A equipe econômica considera que a PEC dos precatórios cria um espaço permanente para novas despesas, e evita a discussão de um novo "puxadinho" no teto de gastos às vésperas das eleições de 2022. Essa posição tem sido reforçada a senadores na fase de tramitação da PEC e também a investidores.

Na avaliação dos técnicos, o cenário de "puxadinho", considerado pior que a atual solução, acabaria acontecendo caso fosse aprovado o estado de calamidade como um "plano B" para financiar um benefício social de R$ 400 até dezembro de 2022, como quer o presidente Jair Bolsonaro.

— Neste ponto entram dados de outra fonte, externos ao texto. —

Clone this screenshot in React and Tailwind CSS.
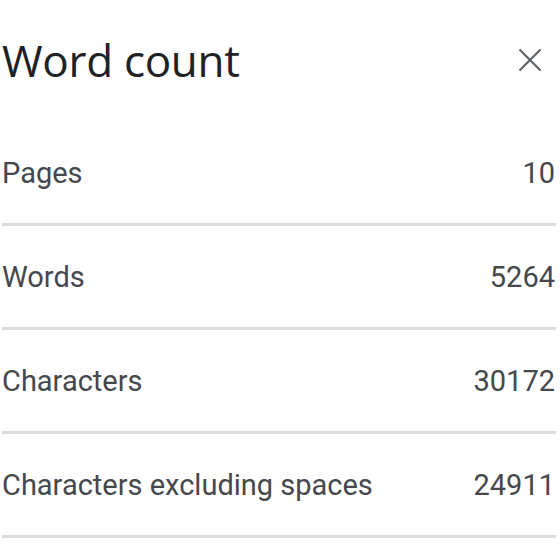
const rows = [
  { label: "Pages", value: "10" },
  { label: "Words", value: "5264" },
  { label: "Characters", value: "30172" },
  { label: "Characters excluding spaces", value: "24911" },
];

export default function App() {
  return (
    <div className="w-[560px] h-[560px] bg-white overflow-hidden pl-[2px] pr-[4px]">
      <div className="h-[122px] flex items-center justify-between pb-[2px]">
        <h1 className="text-[44px] leading-none text-[#202124] font-['Open_Sans',sans-serif] tracking-[-0.3px]">
          Word count
        </h1>
        <button className="w-[40px] h-[40px] mr-[6px] flex items-center justify-center text-[#5f6368]">
          <svg width="24" height="24" viewBox="0 0 24 24" fill="none" stroke="currentColor" strokeWidth="2.2">
            <path d="M1.5 1.5l21 21M22.5 1.5L1.5 22.5" />
          </svg>
        </button>
      </div>
      {rows.map((r) => (
        <div
          key={r.label}
          className="h-[104px] flex items-center justify-between border-b-[3px] border-[#dadce0] font-['Roboto',sans-serif] text-[29px] text-[#45484c] pt-[3px]"
        >
          <span>{r.label}</span>
          <span className="pr-[1px]">{r.value}</span>
        </div>
      ))}
    </div>
  );
}
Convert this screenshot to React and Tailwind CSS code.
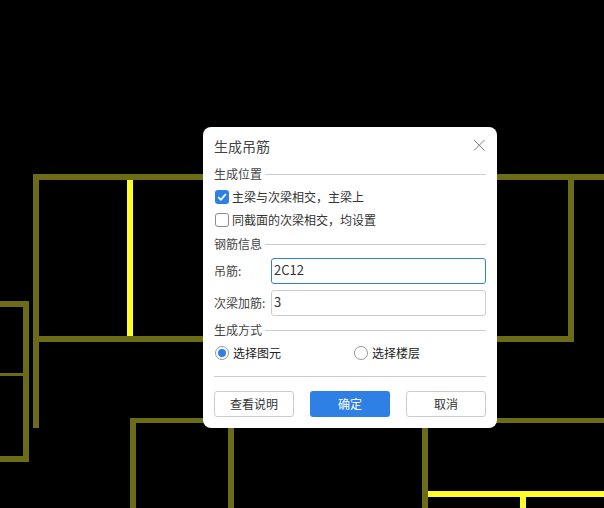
const FONT = "font-['Noto_Sans_CJK_SC','Liberation_Sans',sans-serif]";

// drawing behind the dialog: [x, y, w, h]
const olive = [
  [33, 174, 571, 6],
  [33, 174, 6, 254],
  [39, 336, 535, 6],
  [568, 174, 6, 168],
  [0, 301, 29, 6],
  [23, 301, 6, 161],
  [0, 456, 29, 6],
  [130, 418, 474, 5],
  [130, 418, 6, 90],
  [228, 423, 6, 85],
  [422, 423, 6, 85],
];
const bright = [
  [127, 180, 6, 156],
  [428, 491, 176, 6],
  [520, 497, 6, 11],
];

function Plan() {
  return (
    <svg width="604" height="508" className="block">
      {olive.map(([x, y, w, h], i) => (
        <rect key={i} x={x} y={y} width={w} height={h} fill="#6c6c16" />
      ))}
      <rect x="0" y="373" width="23" height="3" fill="#6c6c16" />
      {bright.map(([x, y, w, h], i) => (
        <rect key={i} x={x} y={y} width={w} height={h} fill="#ffff28" />
      ))}
    </svg>
  );
}

function Section({ title }) {
  return (
    <div className="flex items-center h-4 gap-[3px] text-xs leading-4 text-[#444]">
      <span>{title}</span>
      <div className="flex-1 h-px bg-[#cccccc]" />
    </div>
  );
}

function Check({ checked, label }) {
  return (
    <div className="flex items-center h-[14px] gap-[3px] pl-px text-xs text-[#333]">
      {checked ? (
        <span className="w-[14px] h-[14px] rounded-[3px] bg-[#2f80e4] flex items-center justify-center">
          <svg width="10" height="10" viewBox="0 0 10 10" fill="none">
            <path d="M1.2 5.2 L3.9 7.8 L8.8 2.2" stroke="#fff" strokeWidth="1.8" />
          </svg>
        </span>
      ) : (
        <span className="w-[14px] h-[14px] rounded-[3px] border border-[#8c8c8c] bg-white" />
      )}
      <span>{label}</span>
    </div>
  );
}

function Radio({ checked, label, className = '' }) {
  return (
    <div className={`flex items-center gap-[4px] text-xs text-[#222] ${className}`}>
      <span className="w-[14px] h-[14px] rounded-full border border-[#999] bg-white flex items-center justify-center">
        {checked && <span className="w-2 h-2 rounded-full bg-[#2f80e4]" />}
      </span>
      <span>{label}</span>
    </div>
  );
}

function Field({ label, value, focused }) {
  return (
    <div className="flex items-center h-[26px]">
      <span className="w-[57px] text-xs text-[#444]">{label}</span>
      <input
        readOnly
        value={value}
        className={`flex-1 min-w-0 h-[26px] rounded-[3px] border px-[2px] pb-[3px] text-[13px] text-[#333] outline-none ${
          focused ? 'border-[#2f80e4]' : 'border-[#cccccc]'
        }`}
      />
    </div>
  );
}

function Btn({ children, primary }) {
  return (
    <button
      type="button"
      className={`w-20 h-[26px] rounded-[3px] text-xs ${
        primary ? 'bg-[#2f80e4] text-white' : 'border border-[#cccccc] bg-white text-[#333]'
      }`}
    >
      {children}
    </button>
  );
}

export default function App() {
  return (
    <div className={`relative w-[604px] h-[508px] overflow-hidden bg-black ${FONT}`}>
      <Plan />

      {/* dialog */}
      <div className="absolute left-[203px] top-[127px] w-[294px] h-[301px] rounded-lg bg-white px-[11px] flex flex-col">
        <div className="flex items-center justify-between h-[38px] pb-px">
          <span className="text-sm text-[#444]">生成吊筋</span>
          <svg width="14" height="14" viewBox="0 0 14 14" fill="none">
            <path d="M2 1 L12.5 11.5 M12.5 1 L2 11.5" stroke="#808080" strokeWidth="1" />
          </svg>
        </div>

        <div className="mt-[1px]">
          <Section title="生成位置" />
        </div>
        <div className="mt-[8px] flex flex-col gap-[9px]">
          <Check checked label={'主梁与次梁相交\uFF0C主梁上'} />
          <Check label={'同截面的次梁相交\uFF0C均设置'} />
        </div>

        <div className="mt-[9px]">
          <Section title="钢筋信息" />
        </div>
        <div className="mt-[6px] flex flex-col gap-[6px]">
          <Field label="吊筋:" value="2C12" focused />
          <Field label="次梁加筋:" value="3" />
        </div>

        <div className="mt-[6px]">
          <Section title="生成方式" />
        </div>
        <div className="mt-[7px] flex items-center h-[16px] pl-px">
          <Radio checked label="选择图元" className="w-[139px]" />
          <Radio label="选择楼层" />
        </div>

        <div className="mt-[15px] h-px bg-[#cccccc]" />

        <div className="mt-[14px] flex justify-between">
          <Btn>查看说明</Btn>
          <Btn primary>确定</Btn>
          <Btn>取消</Btn>
        </div>
      </div>
    </div>
  );
}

Esse instrumento é considerado frágil pelo Ministério da Economia, porque proporcionaria um aumento apenas temporário do espaço fiscal. Como a redução do valor benefício é considerada praticamente inviável politicamente depois das eleições, se formaria um impasse.

Nas conversas com parlamentares e também com investidores, o novo secretário de Orçamento e Tesouro, Esteves Colnago, tem elencado as razões pelas quais considera melhor a aprovação da PEC, apesar de toda a polêmica que cerca as mudanças nos precatórios.

O pior caminho apontado é a edição de um decreto de calamidade, visto como de alto risco jurídico e de fragilização desse instrumento num país em que historicamente a população tem renda baixa. O temor é aprovar um novo "cheque em branco" para 2023 com o argumento de enfrentamento dos efeitos da pandemia da covid-19./ ADRIANA FERNANDES e I.T.